Scholl’s rendition of the English folk tune “Down by Salley Gardens” is also a beautiful interpretation of folk pathos, albeit on much more wistful lines. Arvo Pärt’s Estonian lullaby arrangement is not to be missed either!
“Browning,” or “The Leaves Be Green”
Ok, now jump back five hundred years to my personal specialty in music. The Renaissance was no exception. Numerous popular tunes were arranged with incredible creativity to create new masterworks with very little resemblance to the original themes they incorporated.

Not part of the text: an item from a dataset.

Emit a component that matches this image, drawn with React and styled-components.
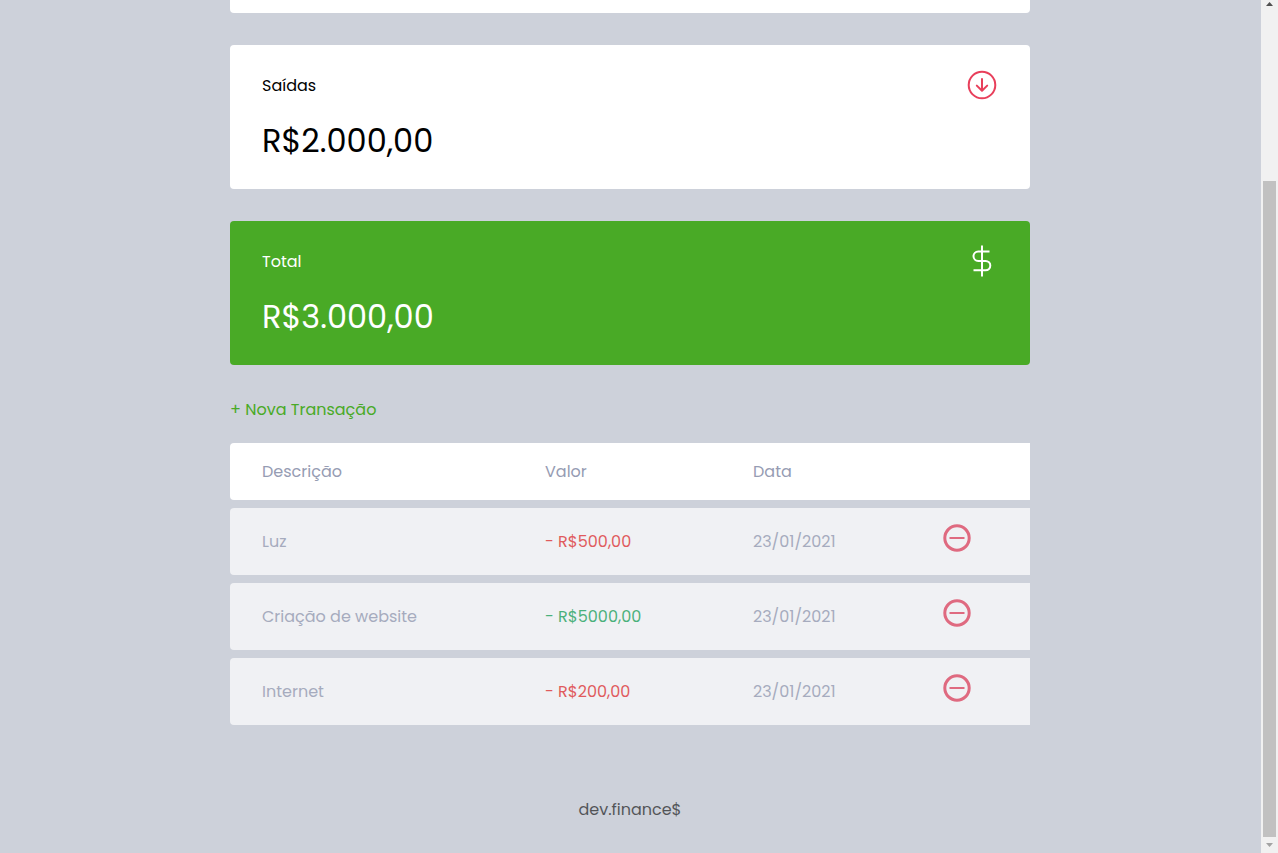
import React from "react";
import styled, { createGlobalStyle, css } from "styled-components";

const GlobalStyle = createGlobalStyle`
  * {
    margin: 0;
    padding: 0;
    box-sizing: border-box;
  }

  body {
    background: #cdd1da;
    font-family: Poppins, Inter, "Noto Sans", sans-serif;
    font-size: 16px;
    line-height: 26px;
    font-weight: 400;
  }
`;

const Page = styled.div`
  display: flex;
  min-height: 100vh;
`;

const Content = styled.div`
  flex: 1;
  min-width: 0;
  padding-right: 1px;
`;

const Container = styled.main`
  width: 90%;
  max-width: 800px;
  margin: 0 auto;
`;

const Balance = styled.section`
  display: grid;
  gap: 32px;
`;

const CardEnd = styled.div`
  height: 13px;
  background: #fff;
  border-radius: 0 0 4px 4px;
`;

const Card = styled.article`
  padding: 24px 32px;
  border-radius: 4px;
  background: #fff;
  color: #000;

  ${({ $total }) =>
    $total &&
    css`
      background: #49aa26;
      color: #fff;
    `}
`;

const CardHeader = styled.header`
  display: flex;
  align-items: center;
  justify-content: space-between;
`;

const CardTitle = styled.h3`
  padding-top: 2px;
  font-size: 16px;
  font-weight: 400;
`;

const CardIcon = styled.svg`
  display: block;
  width: 32px;
  height: 32px;
  fill: none;
  stroke-width: 2;
`;

const CardValue = styled.p`
  margin-top: 16px;
  font-size: 32px;
  line-height: 48px;
`;

const Transactions = styled.section`
  padding-top: 32px;
`;

const NewLink = styled.a`
  display: block;
  width: fit-content;
  margin-bottom: 12px;
  color: #49aa26;
  text-decoration: none;

  &:hover {
    color: #3dd705;
  }
`;

const Table = styled.table`
  width: 100%;
  table-layout: fixed;
  border-spacing: 0 8px;
  color: #969cb3;
`;

const Col = styled.col`
  width: ${({ $width }) => $width};
`;

const HeadCell = styled.th`
  height: 57px;
  padding: 0 32px;
  background: #fff;
  font-weight: 400;
  text-align: left;

  &:first-child {
    border-radius: 4px 0 0 4px;
  }
`;

const amountColors = { expense: "#e92929", income: "#12a454" };

const Cell = styled.td`
  height: 67px;
  padding: 0 32px;
  background: #fff;
  opacity: 0.7;
  color: ${({ $kind }) => amountColors[$kind] || "inherit"};

  &:first-child {
    border-radius: 4px 0 0 4px;
  }
`;

const ActionCell = styled(Cell)`
  padding-top: 16px;
  vertical-align: top;
`;

const RemoveButton = styled.button`
  display: block;
  border: 0;
  background: none;
  cursor: pointer;
`;

const RemoveIcon = styled.svg`
  display: block;
  width: 28px;
  height: 28px;
  fill: none;
  stroke: #e83f5b;
`;

const Footer = styled.footer`
  padding: 64px 0 30px;
  color: #000;
  opacity: 0.6;
  text-align: center;
`;

const ScrollTrack = styled.div`
  display: flex;
  flex-direction: column;
  align-items: center;
  width: 17px;
  padding: 2px 0 6px;
  background: #f1f1f1;
`;

const ScrollSpace = styled.div`
  flex: 175;
`;

const ScrollThumb = styled.div`
  flex: 656;
  width: 13px;
  margin-bottom: 6px;
  background: #c1c1c1;
`;

const Arrow = styled.svg`
  display: block;
  width: 7px;
  height: 4px;
  fill: ${({ $muted }) => ($muted ? "#a3a3a3" : "#505050")};
`;

const transactions = [
  { description: "Luz", amount: "- R$500,00", kind: "expense", date: "23/01/2021" },
  { description: "Criação de website", amount: "- R$5000,00", kind: "income", date: "23/01/2021" },
  { description: "Internet", amount: "- R$200,00", kind: "expense", date: "23/01/2021" },
];

export default function App() {
  return (
    <>
      <GlobalStyle />
      <Page>
        <Content>
          <Container>
            <Balance>
              <CardEnd />
              <Card>
                <CardHeader>
                  <CardTitle>Saídas</CardTitle>
                  <CardIcon viewBox="0 0 32 32" stroke="#e83f5b" aria-hidden="true">
                    <circle cx="16" cy="16" r="13.3" />
                    <path d="M16 10v11.6M10.8 16.6l5.2 5.2 5.2-5.2" strokeLinecap="round" strokeLinejoin="round" />
                  </CardIcon>
                </CardHeader>
                <CardValue>R$2.000,00</CardValue>
              </Card>
              <Card $total>
                <CardHeader>
                  <CardTitle>Total</CardTitle>
                  <CardIcon viewBox="0 0 32 32" stroke="#fff" aria-hidden="true">
                    <path d="M16 .5v31M23.5 6.5H12.2a4.7 4.7 0 0 0 0 9.4h7.4a4.7 4.7 0 0 1 0 9.4H7.5" />
                  </CardIcon>
                </CardHeader>
                <CardValue>R$3.000,00</CardValue>
              </Card>
            </Balance>
            <Transactions>
              <NewLink href="#nova">+ Nova Transação</NewLink>
              <Table>
                <colgroup>
                  <Col $width="auto" />
                  <Col $width="208px" />
                  <Col $width="190px" />
                  <Col $width="119px" />
                </colgroup>
                <thead>
                  <tr>
                    <HeadCell scope="col">Descrição</HeadCell>
                    <HeadCell scope="col">Valor</HeadCell>
                    <HeadCell scope="col">Data</HeadCell>
                    <HeadCell scope="col" aria-label="Ações" />
                  </tr>
                </thead>
                <tbody>
                  {transactions.map((item) => (
                    <tr key={item.description}>
                      <Cell>{item.description}</Cell>
                      <Cell $kind={item.kind}>{item.amount}</Cell>
                      <Cell>{item.date}</Cell>
                      <ActionCell>
                        <RemoveButton type="button" aria-label={`Remover ${item.description}`}>
                          <RemoveIcon viewBox="0 0 28 28">
                            <circle cx="14" cy="14" r="12.2" strokeWidth="3" />
                            <path d="M6.5 14h15" strokeWidth="2" />
                          </RemoveIcon>
                        </RemoveButton>
                      </ActionCell>
                    </tr>
                  ))}
                </tbody>
              </Table>
            </Transactions>
          </Container>
          <Footer>dev.finance$</Footer>
        </Content>
        <ScrollTrack aria-hidden="true">
          <Arrow viewBox="0 0 7 4">
            <path d="M3.5 0L7 4H0z" />
          </Arrow>
          <ScrollSpace />
          <ScrollThumb />
          <Arrow viewBox="0 0 7 4" $muted>
            <path d="M0 0h7L3.5 4z" />
          </Arrow>
        </ScrollTrack>
      </Page>
    </>
  );
}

William Byrd took a couple of measures of an Elizabethan tune and created a five-part viol variation on it, with the tune being repeated over and over again by different parts in different ways, sometimes as the actually melody, other times as the bass or an inner voice. The King’s Singers’ arrangement to commemorate Byrd’s 400th anniversary reintroduced the sung theme for context at the beginning so you can hear what the following music is based on. And at the end, they enter again using Byrd’s music: “The Leaves be Green” is also known as “Browning” from the lyrics that follow the title, “The leaves be green, the nuts be brown…”
“Mille Regretz”
The last piece is from the early Renaissance. Starting life as a French love song, “Mille Regretz’s” simple melody and four-voice harmony continued in countless versions, with new texts. It even became the basis of a Mass setting by the Spanish composer Christobal de Morales—see if you can spot the melody in the Kyrie! Elam Rotem has a neat episode on this piece for those interested in 20 minutes of nerdy music analysis.

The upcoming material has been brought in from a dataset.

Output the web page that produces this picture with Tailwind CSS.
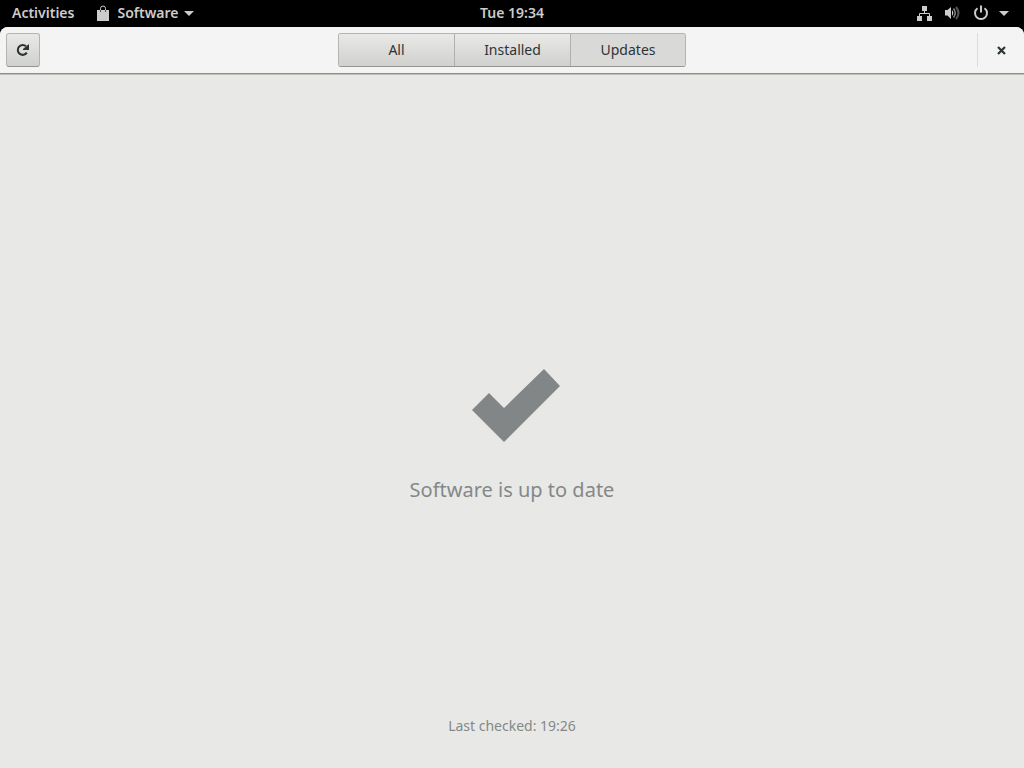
<!DOCTYPE html>
<html lang="en">
<head>
<meta charset="utf-8">
<meta name="viewport" content="width=device-width, initial-scale=1">
<title>Software</title>
<script src="https://cdn.jsdelivr.net/npm/@tailwindcss/browser@4"></script>
</head>
<body class="flex h-screen flex-col overflow-hidden bg-black font-['Noto_Sans','Open_Sans',sans-serif] text-sm text-[#2e3436]">
  <header class="grid h-[27px] shrink-0 grid-cols-[1fr_auto_1fr] items-center bg-black pb-px text-sm font-semibold text-[#cccccc]">
    <div class="flex items-center pl-3">
      <button type="button">Activities</button>
      <button type="button" class="ml-[23px] flex items-center">
        <svg class="mr-2 h-4 w-3" viewBox="0 0 12 16" aria-hidden="true">
          <path d="M0 5h12v11H0z" fill="#ccc"/>
          <path d="M3.500 5V3.500a2.500 2.500 0 0 1 5 0V5" fill="none" stroke="#ccc" stroke-width="1"/>
          <path d="M3.500 5v2M8.500 5v2" stroke="#555" stroke-width="1"/>
        </svg>
        Software
        <svg class="ml-[6px] h-[5px] w-[10px]" viewBox="0 0 10 5" fill="#ccc" aria-hidden="true"><path d="M0 0h10L5 5z"/></svg>
      </button>
    </div>
    <button type="button">Tue 19:34</button>
    <button type="button" class="flex items-center justify-self-end pr-[15px]" aria-label="System menu">
      <svg class="mr-[11px] h-4 w-4" viewBox="0 0 16 16" aria-hidden="true">
        <path d="M5 1h5v5H5zM0 11h5v5H0zM10 11h5v5h-5z" fill="#ccc"/>
        <path d="M2.500 11V8.500h10V11M7.500 6v2.500" fill="none" stroke="#ccc"/>
      </svg>
      <svg class="mr-[13px] h-4 w-4" viewBox="0 0 16 16" fill="none" aria-hidden="true">
        <path d="M1 5h2.500L7 2v12l-3.500-3.500H1z" fill="#ccc"/>
        <path d="M8 5q2.500 3 0 6z" fill="#ccc"/>
        <path d="M9.500 3.500q3.500 4.500 0 9" stroke="#888" stroke-width="1.500"/>
        <path d="M12 2q5 6 0 12" stroke="#555" stroke-width="2"/>
      </svg>
      <svg class="mr-[10px] h-4 w-4" viewBox="0 0 16 16" fill="none" stroke="#ccc" stroke-width="2" aria-hidden="true">
        <path d="M4.500 3.200a6 6 0 1 0 7 0M8 0.500v7"/>
      </svg>
      <svg class="h-[5px] w-[10px]" viewBox="0 0 10 5" fill="#ccc" aria-hidden="true"><path d="M0 0h10L5 5z"/></svg>
    </button>
  </header>

  <div class="flex min-h-0 grow flex-col overflow-hidden rounded-t-lg bg-[#e8e8e7]">
    <div class="grid h-[47px] shrink-0 grid-cols-[1fr_auto_1fr] items-center border-b border-[#8f8f88] bg-[#f4f4f4] px-1.5">
      <button type="button" aria-label="Refresh" class="flex size-[34px] items-center justify-center rounded-[3px] border border-[#b4b4b1] border-b-[#95958e] bg-linear-to-b from-[#e9e9e8] to-[#d0d0ce]">
        <svg class="size-4" viewBox="0 0 16 16" aria-hidden="true">
          <path d="M11.800 10.600A4.900 4.900 0 1 1 11 4.300" fill="none" stroke="#2e3436" stroke-width="2.100"/>
          <path d="M14 2v6H8V7z" fill="#2e3436"/>
        </svg>
      </button>
      <nav class="grid h-[34px] w-[348px] grid-cols-[116px_116px_1fr] overflow-hidden rounded-[3px] border border-[#b4b4b1] border-b-[#95958e]" aria-label="Views">
        <button type="button" class="border-r border-[#b0b0ad] bg-linear-to-b from-[#e9e9e8] to-[#d0d0ce]">All</button>
        <button type="button" class="border-r border-[#b0b0ad] bg-linear-to-b from-[#e9e9e8] to-[#d0d0ce]">Installed</button>
        <button type="button" aria-pressed="true" class="bg-[#d9d9d8]">Updates</button>
      </nav>
      <div class="flex h-[34px] items-center justify-self-end border-l border-[#dcdcdb] pr-3 pl-[19px]">
        <button type="button" aria-label="Close">
          <svg class="block h-[9px] w-[9px]" viewBox="0 0 9 9" aria-hidden="true"><path d="M1 1l7 7M8 1l-7 7" stroke="#2e3436" stroke-width="2.200"/></svg>
        </button>
      </div>
    </div>
    <main class="flex grow flex-col items-center border-t border-[#bdbdba] text-[#848888]">
      <div class="flex grow flex-col items-center justify-center pt-[82px]">
        <svg class="mb-[34px] h-[73px] w-[88px] translate-x-1" viewBox="0 0 88 73" fill="#828686" aria-hidden="true"><path d="M0 41L17 24L32 39L72 0L88 17L32 73z"/></svg>
        <h1 class="text-xl">Software is up to date</h1>
      </div>
      <p class="pb-8">Last checked: 19:26</p>
    </main>
  </div>
</body>
</html>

So, there you have a few examples of “theme songs” which you probably were not expecting when you clicked on the title of this article. Hopefully you’ve enjoyed hearing familiar tunes in a new light; and hopefully you’ve also discovered some new tunes to keep an ear out for variations on: a little respite in this “world of woe” as we look for glimpses of “that bright world to which” we go.
Editor’s Note: This is the seventh in a series of articles explaining great works of music “in a nutshell.”